_DESCRIPTION OF THE TASK_: Check each line below for "that" and report how many have it, nothing else.

───── SOURCE EXCERPT ─────

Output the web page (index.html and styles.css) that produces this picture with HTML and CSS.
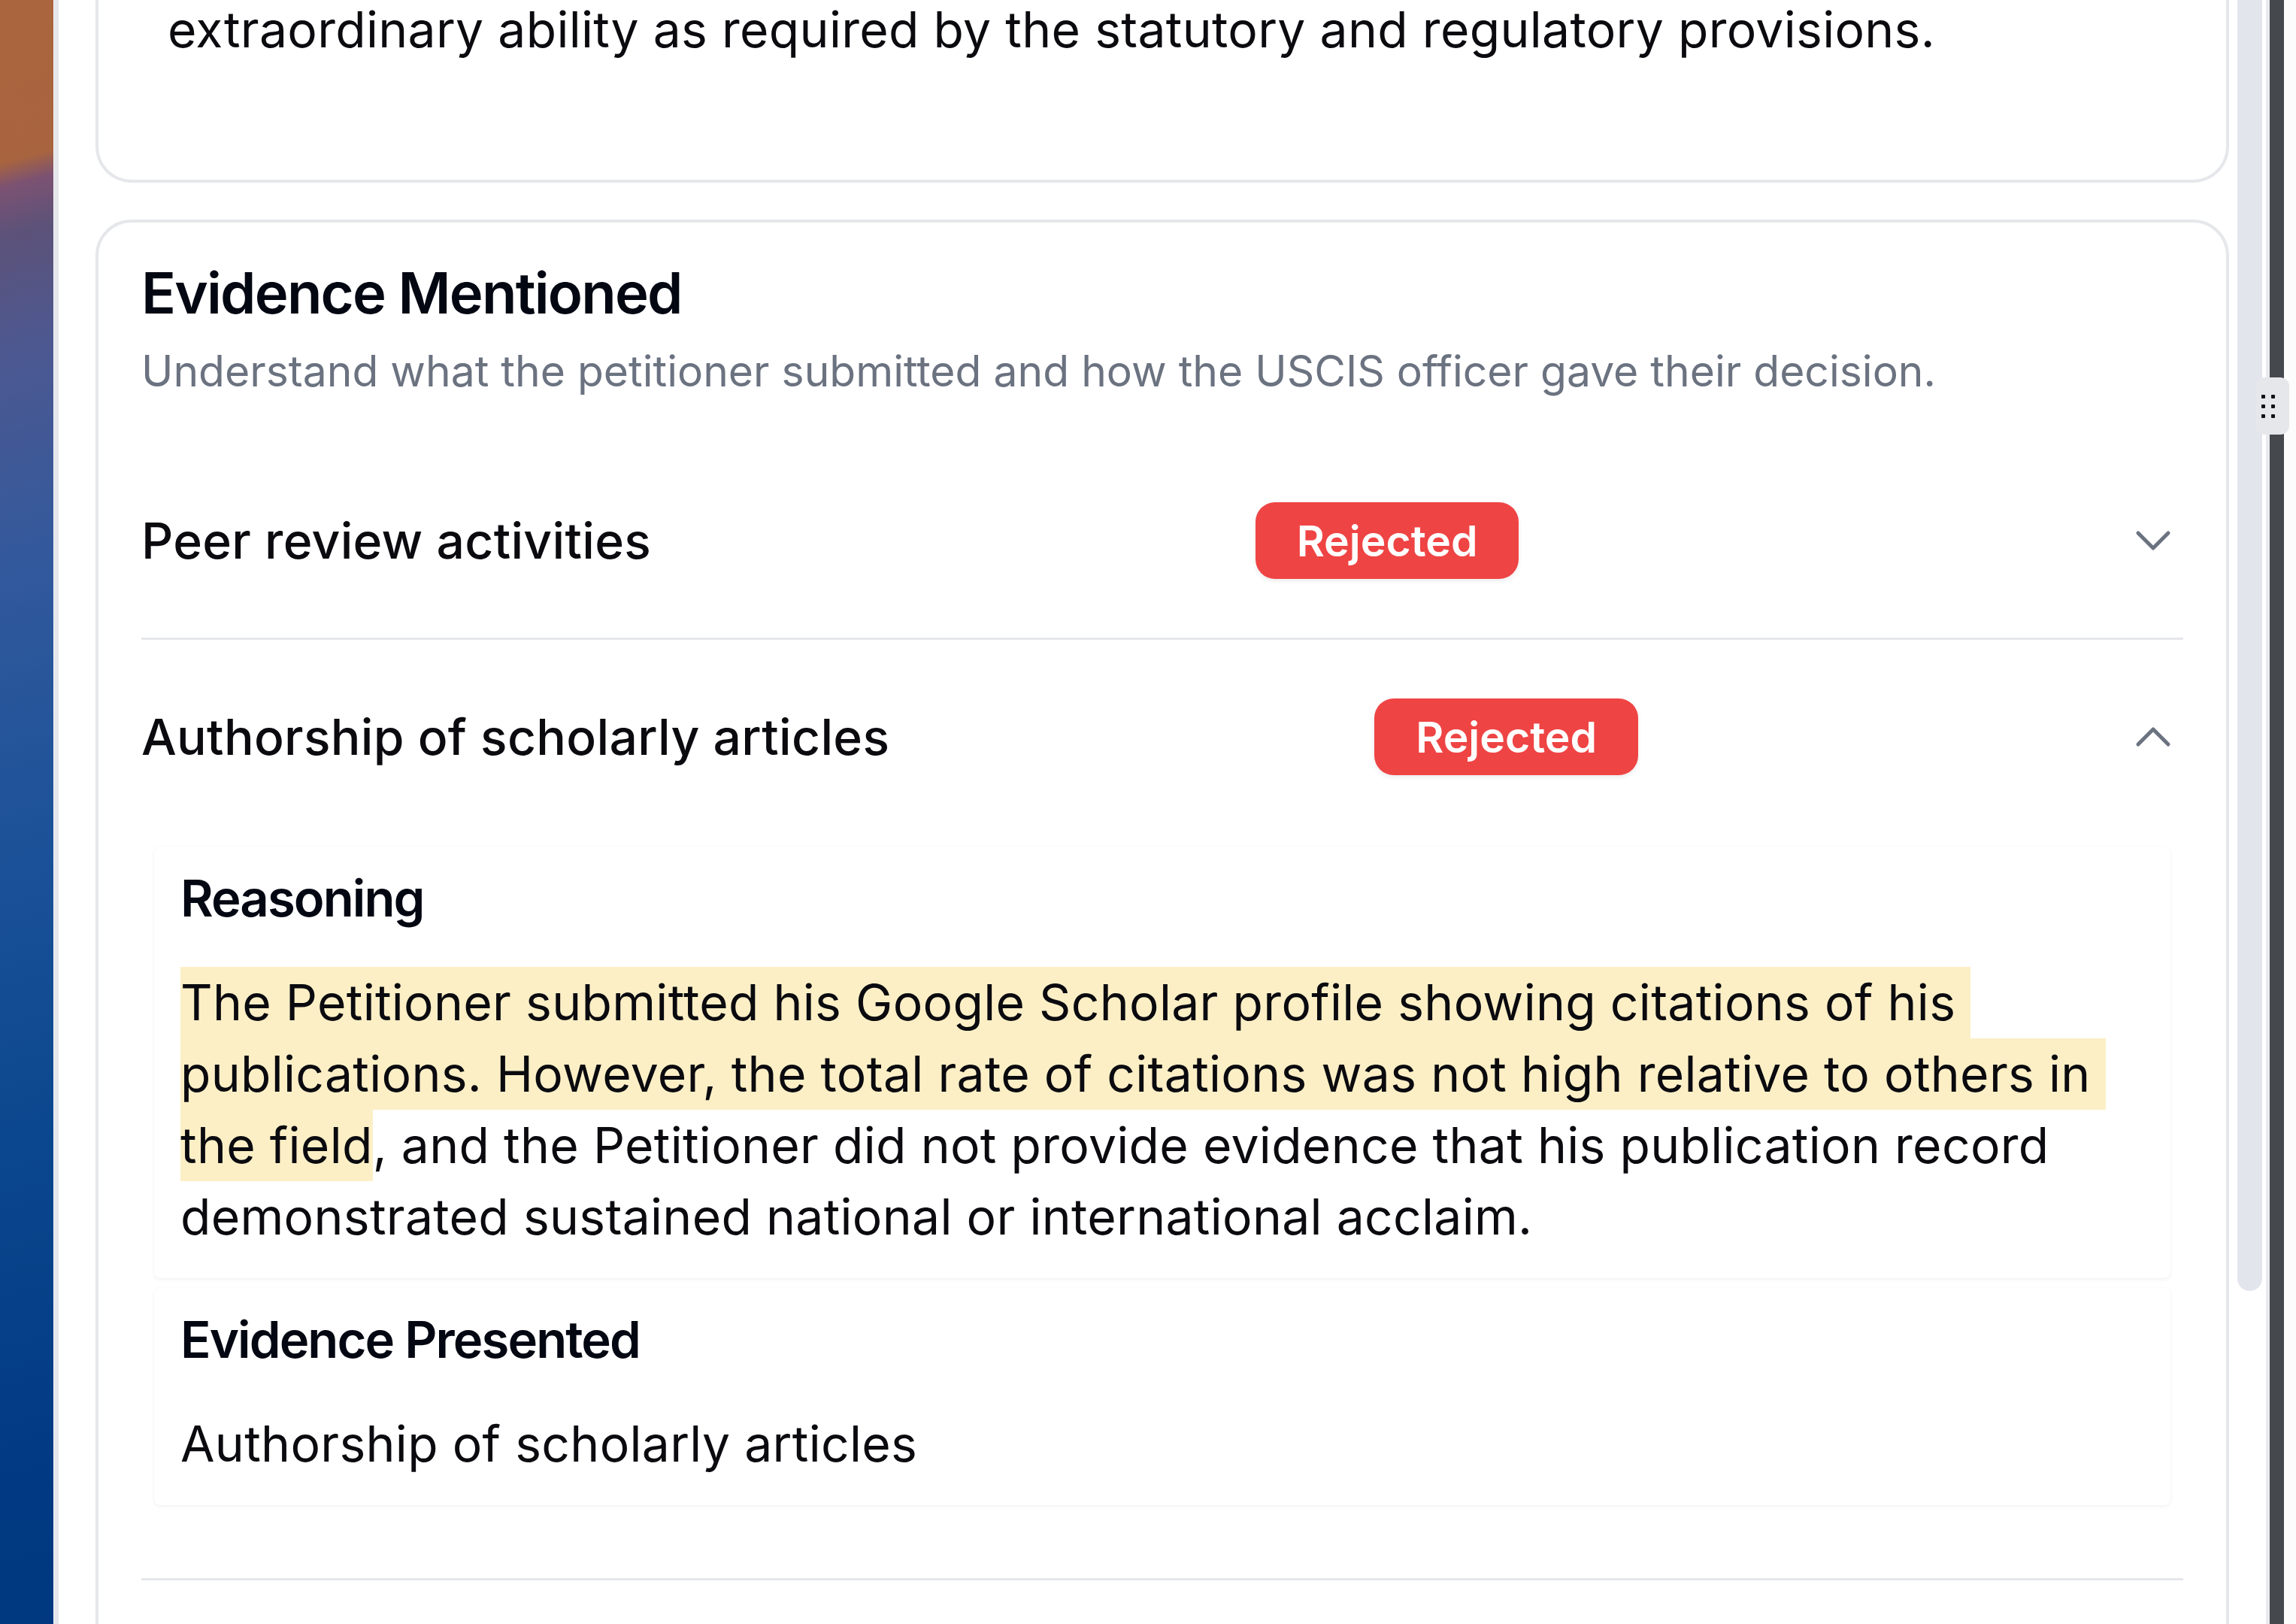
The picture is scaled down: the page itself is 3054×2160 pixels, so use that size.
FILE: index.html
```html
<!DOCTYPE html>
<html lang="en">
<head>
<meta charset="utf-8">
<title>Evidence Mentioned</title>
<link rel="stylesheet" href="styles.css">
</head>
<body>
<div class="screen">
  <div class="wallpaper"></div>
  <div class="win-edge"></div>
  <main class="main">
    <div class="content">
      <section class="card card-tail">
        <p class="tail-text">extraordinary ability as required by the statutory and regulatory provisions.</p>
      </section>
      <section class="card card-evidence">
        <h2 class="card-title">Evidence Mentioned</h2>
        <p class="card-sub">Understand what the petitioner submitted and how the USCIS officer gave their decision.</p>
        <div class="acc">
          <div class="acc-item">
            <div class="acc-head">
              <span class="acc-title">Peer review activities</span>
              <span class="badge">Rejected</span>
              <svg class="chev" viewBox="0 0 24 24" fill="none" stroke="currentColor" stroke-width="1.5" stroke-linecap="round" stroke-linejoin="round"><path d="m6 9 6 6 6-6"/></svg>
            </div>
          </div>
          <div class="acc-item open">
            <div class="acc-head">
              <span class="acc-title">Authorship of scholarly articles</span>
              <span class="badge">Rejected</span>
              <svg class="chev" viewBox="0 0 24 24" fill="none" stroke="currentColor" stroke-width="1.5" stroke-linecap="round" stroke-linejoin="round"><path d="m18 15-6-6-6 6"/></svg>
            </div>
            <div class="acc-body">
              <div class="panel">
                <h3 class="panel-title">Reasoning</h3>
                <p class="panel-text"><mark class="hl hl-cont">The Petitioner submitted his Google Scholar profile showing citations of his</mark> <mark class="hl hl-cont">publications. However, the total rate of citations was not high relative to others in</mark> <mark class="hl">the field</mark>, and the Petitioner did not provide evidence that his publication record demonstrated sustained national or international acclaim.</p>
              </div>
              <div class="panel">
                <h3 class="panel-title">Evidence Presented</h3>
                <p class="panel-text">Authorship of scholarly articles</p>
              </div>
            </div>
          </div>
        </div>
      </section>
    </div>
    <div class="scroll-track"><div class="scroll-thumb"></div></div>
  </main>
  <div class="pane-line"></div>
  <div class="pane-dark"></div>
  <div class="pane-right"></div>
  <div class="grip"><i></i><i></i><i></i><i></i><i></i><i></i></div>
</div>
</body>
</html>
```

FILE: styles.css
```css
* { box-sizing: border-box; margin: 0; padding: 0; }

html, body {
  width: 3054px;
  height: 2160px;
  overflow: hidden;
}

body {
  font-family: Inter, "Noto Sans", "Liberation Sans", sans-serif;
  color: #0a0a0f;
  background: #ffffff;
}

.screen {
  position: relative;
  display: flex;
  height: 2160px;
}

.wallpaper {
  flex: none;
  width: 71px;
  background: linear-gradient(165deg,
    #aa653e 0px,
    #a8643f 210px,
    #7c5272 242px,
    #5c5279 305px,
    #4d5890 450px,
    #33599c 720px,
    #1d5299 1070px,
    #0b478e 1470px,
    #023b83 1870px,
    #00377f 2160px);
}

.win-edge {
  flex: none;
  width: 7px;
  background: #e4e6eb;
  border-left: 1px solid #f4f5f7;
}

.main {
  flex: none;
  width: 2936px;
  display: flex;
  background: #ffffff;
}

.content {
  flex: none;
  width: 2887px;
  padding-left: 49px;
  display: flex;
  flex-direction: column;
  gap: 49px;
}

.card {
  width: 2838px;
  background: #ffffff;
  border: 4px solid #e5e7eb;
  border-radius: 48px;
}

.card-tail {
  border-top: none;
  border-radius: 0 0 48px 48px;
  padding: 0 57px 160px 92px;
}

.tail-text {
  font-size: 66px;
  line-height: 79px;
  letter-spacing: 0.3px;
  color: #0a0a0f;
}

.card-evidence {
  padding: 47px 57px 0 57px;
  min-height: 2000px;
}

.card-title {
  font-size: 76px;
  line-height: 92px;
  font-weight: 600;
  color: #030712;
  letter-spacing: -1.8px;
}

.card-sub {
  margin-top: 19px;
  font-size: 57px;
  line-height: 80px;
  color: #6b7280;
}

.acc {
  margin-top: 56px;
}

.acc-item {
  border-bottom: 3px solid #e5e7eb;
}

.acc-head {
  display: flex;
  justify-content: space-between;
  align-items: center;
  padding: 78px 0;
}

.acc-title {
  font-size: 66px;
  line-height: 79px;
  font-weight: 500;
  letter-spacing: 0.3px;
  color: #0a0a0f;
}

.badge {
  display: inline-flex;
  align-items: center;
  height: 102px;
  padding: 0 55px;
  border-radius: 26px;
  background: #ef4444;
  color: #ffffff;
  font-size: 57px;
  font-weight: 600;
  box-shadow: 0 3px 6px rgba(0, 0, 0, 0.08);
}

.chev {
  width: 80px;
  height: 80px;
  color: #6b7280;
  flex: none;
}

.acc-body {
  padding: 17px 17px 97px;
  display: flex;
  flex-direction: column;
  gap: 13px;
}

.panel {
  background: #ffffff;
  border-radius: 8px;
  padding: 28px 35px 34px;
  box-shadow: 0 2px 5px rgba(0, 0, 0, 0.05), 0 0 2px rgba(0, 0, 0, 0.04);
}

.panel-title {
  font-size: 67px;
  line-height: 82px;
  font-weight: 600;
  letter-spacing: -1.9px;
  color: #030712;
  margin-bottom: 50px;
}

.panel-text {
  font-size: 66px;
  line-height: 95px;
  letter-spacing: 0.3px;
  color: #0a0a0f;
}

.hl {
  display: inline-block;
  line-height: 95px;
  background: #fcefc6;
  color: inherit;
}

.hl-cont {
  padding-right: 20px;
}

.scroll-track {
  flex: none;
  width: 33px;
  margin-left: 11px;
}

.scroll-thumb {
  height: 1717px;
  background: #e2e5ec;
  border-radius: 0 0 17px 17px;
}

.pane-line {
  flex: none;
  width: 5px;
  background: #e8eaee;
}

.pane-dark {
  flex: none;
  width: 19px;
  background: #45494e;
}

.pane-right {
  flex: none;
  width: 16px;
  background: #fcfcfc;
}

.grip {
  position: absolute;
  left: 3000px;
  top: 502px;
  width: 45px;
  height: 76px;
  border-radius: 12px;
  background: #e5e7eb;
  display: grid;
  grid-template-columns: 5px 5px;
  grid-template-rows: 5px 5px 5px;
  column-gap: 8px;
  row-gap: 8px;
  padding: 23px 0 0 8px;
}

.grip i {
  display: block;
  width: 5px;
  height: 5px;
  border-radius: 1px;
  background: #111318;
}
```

─────

_WRITTEN SOLUTION_: 3